SUBHEAD: A response to Dmitry Orlov on gender, collapse & communities we can all abide.

By Katherine Acosta on 18 September 2013 for the Smirking Chimp -
(http://www.smirkingchimp.com/thread/katherine-acosta/51695/on-gender-collapse-communities-we-can-all-abide-part-ii)


Image above: "Skywoman" by Haudenosaunee Oneida member Bruce King. From (http://www.esf.edu/nativepeoples/).

Writing, blogging, and “prepping” for collapse has become a cottage industry over the last ten years.

The proliferation of websites, books, articles, and conferences devoted to analysis and speculation about what will happen, learning to grow and preserve food and other survival skills, and storing up supplies, are based on the well-founded fears that inter-connected systems of finance and fossil-fueled industry are heading for implosion and that the environment will become unstable, less habitable and less able to sustain the billions straining the earth’s carrying capacity.

 At the heart of all this activity is the concern: How will we be able to protect and sustain our families and others we love in drastically altered conditions?

Dmitry Orlov, a prominent writer on collapse, now weighs in with a preliminary analysis of “communities that abide”. Orlov has written several books on collapse, including Reinventing Collapse, which compares the collapse of the former Soviet Union with the impending collapse of the United States, and The Five Stages of Collapse.

Turning now to writing about small, self-sufficient societies, he aims to identify some commonalities, or a set of “best practices,” that may be adapted for small-scale post-collapse communities. His goal, he wrote on his blog,
is to give individuals, families and small groups of people (of modest means) viable options for the future that they otherwise wouldn't know existed—options which they will be able to exercise separately from what remains of American society. And the nature of these options will be dictated in large measure by the nature of the conditions that will prevail in as little as a couple of decades.
In late May, he gave a talk on his work at the Age of Limits conference and in subsequent months elaborated on his ideas in a series of posts on his blog. The talk didn’t quite goes as planned, however, provoking what he later described on his blog as a “shit storm” where “feminist rhetoric flew fast and furious” in the Q & A following his presentation.

It seems that all his examples of “communities that abide” were patriarchal and some women in the audience questioned his work. In Part I of this two-part essay, I reviewed the incident and his post-conference response to it.

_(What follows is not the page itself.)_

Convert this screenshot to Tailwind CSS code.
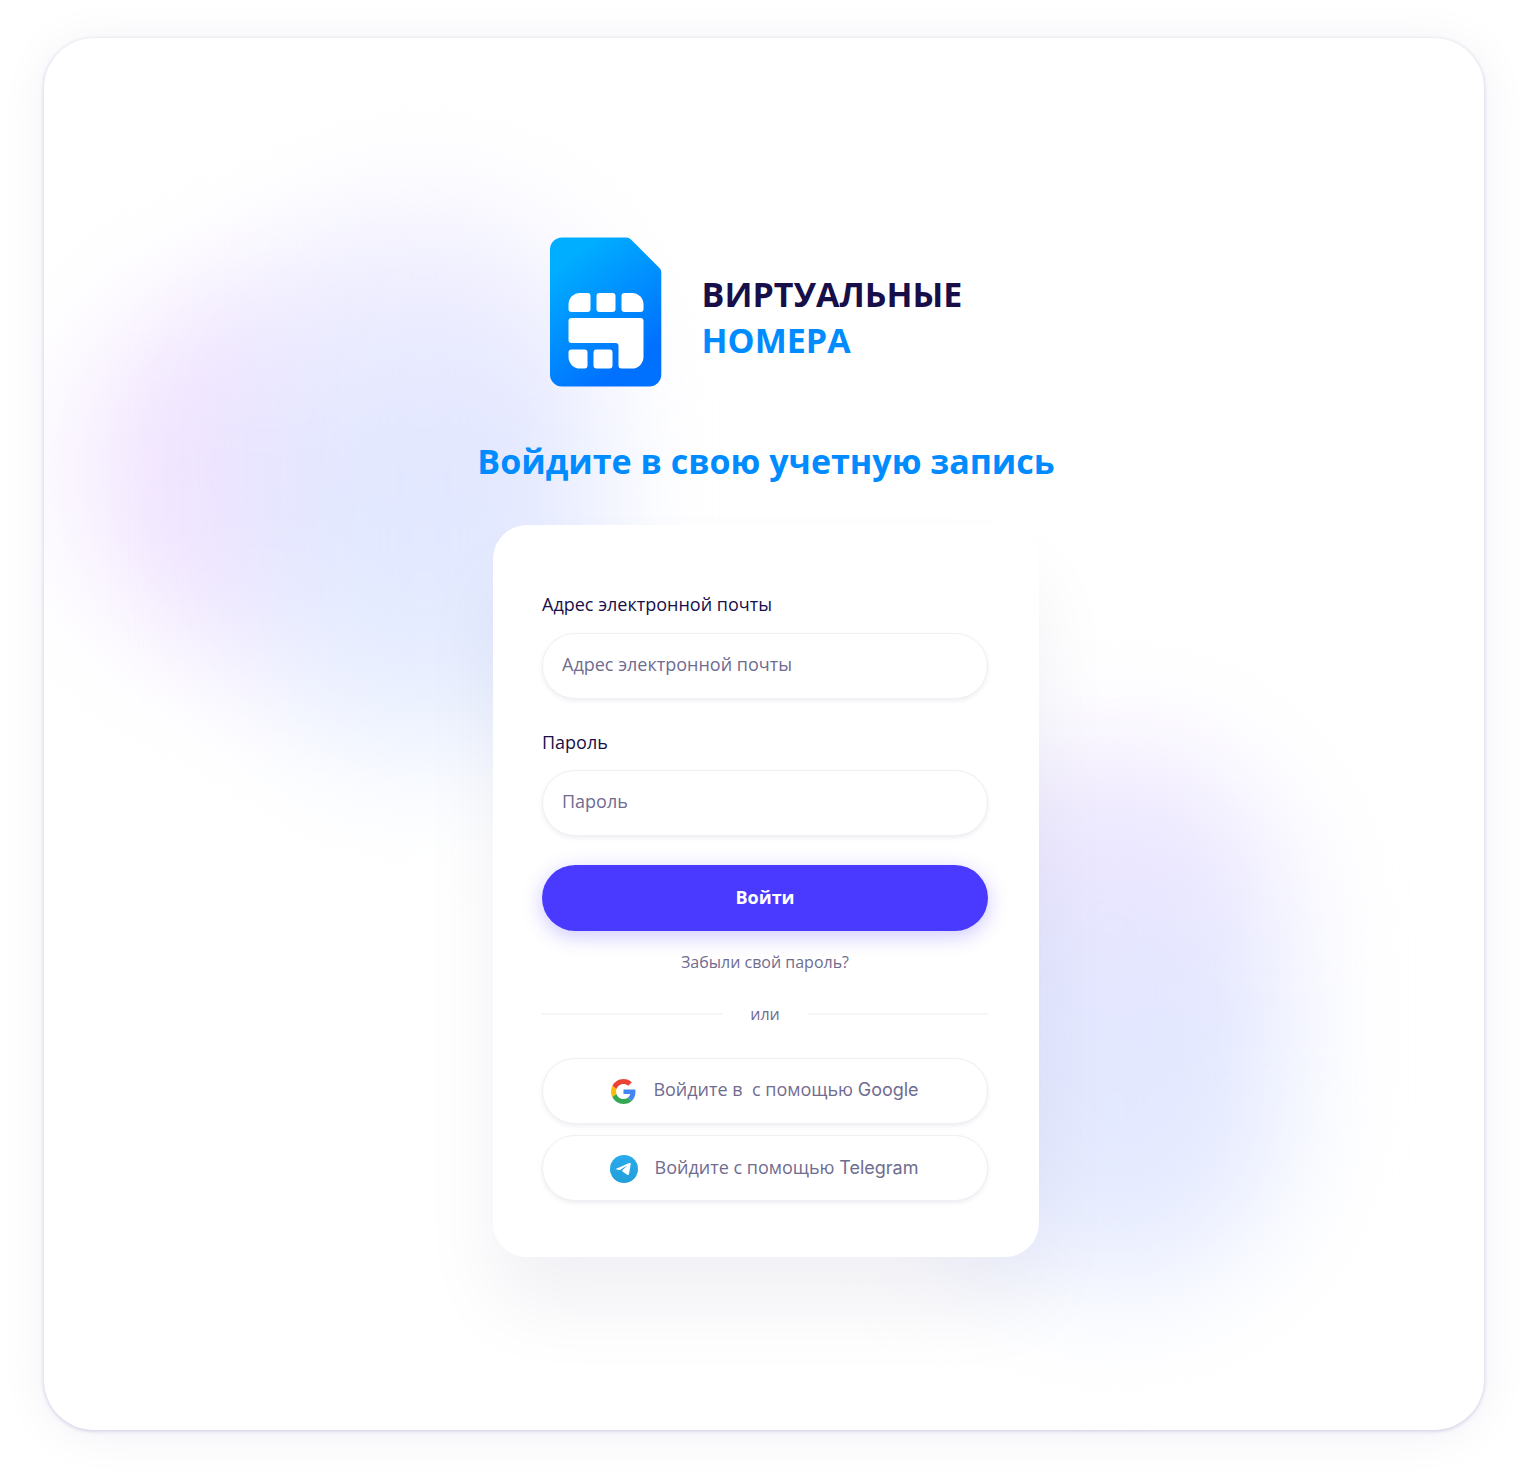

In this second part of my essay, I examine the content of his work on “communities that abide” and provide an alternative model.

Over the course of six posts published on his blog in the weeks following the Age of Limits conference (links below), Orlov discusses three examples of “communities that abide;” the Dukhobor of Canada, the Roma (sometimes called Gypsies), and the Hutterites. (I could not find a transcript or video of his presentation at the conference.)

The essays are rambling and muddled, making it unclear exactly what the criteria were for selecting communities to include in his study and which of the “commonalities” he observed among these communities emerged from his analysis.

One explicit, though non-specific, criterion is endurance – communities that “have been around for awhile – a century at least.” Self-sufficiency – meaning that the society provides for all its members’ needs like housing, nutrition, education, and so on - also appears to be a criterion for inclusion in the study.

Less clear is whether two organizing principles Orlov identifies as important for success, “communist organization of production and communist organization of consumption,” were criteria for inclusion in his study or emerged from the data after he selected his study groups.

Most confusing of all, in Part II Orlov presents a list of characteristics that “winners in the game of survival” are likely to have based on their “commonalities.” How exactly a “commonality” is distinguished from an item on this list, and whether this list is a prediction of what Orlov expects to find, or has identified based on his study group, is unclear.

The list describes communities that are autonomous, separatist, based on a strong ideology which they refuse to question or debate, speak their own languages or dialects, are distrustful of outsiders, nomadic, pacifist, “anarchic in their patterns of self-governance – neither patriarchal nor matriarchal,” and have high birth rates and communist “patterns of production and consumption.”

Reading Orlov, it becomes clear that that his primary interests are collective ownership and management of resources and anarchic forms of social organization. So it’s worth stating here that, broadly speaking, anarchism is characterized by lack of a ruler or a ruling hierarchy, by direct democracy, and by mutual aid. This latter idea was developed by the 19th century Russian anarchist Peter Kropotkin, who argued that mutual aid, rather than competition, was the key to evolutionary advancement of a species.

The most striking example of mutual aid Orlov describes involves the Dukhobor of Canada. Orlov reports that this pacifist group fled “Russia for the US, then the US for Canada, to avoid conscription.” (He doesn’t say when this happened, but a quick fact check reveals that they arrived in Canada in 1899, and that their pacifism stemmed from their religious beliefs.)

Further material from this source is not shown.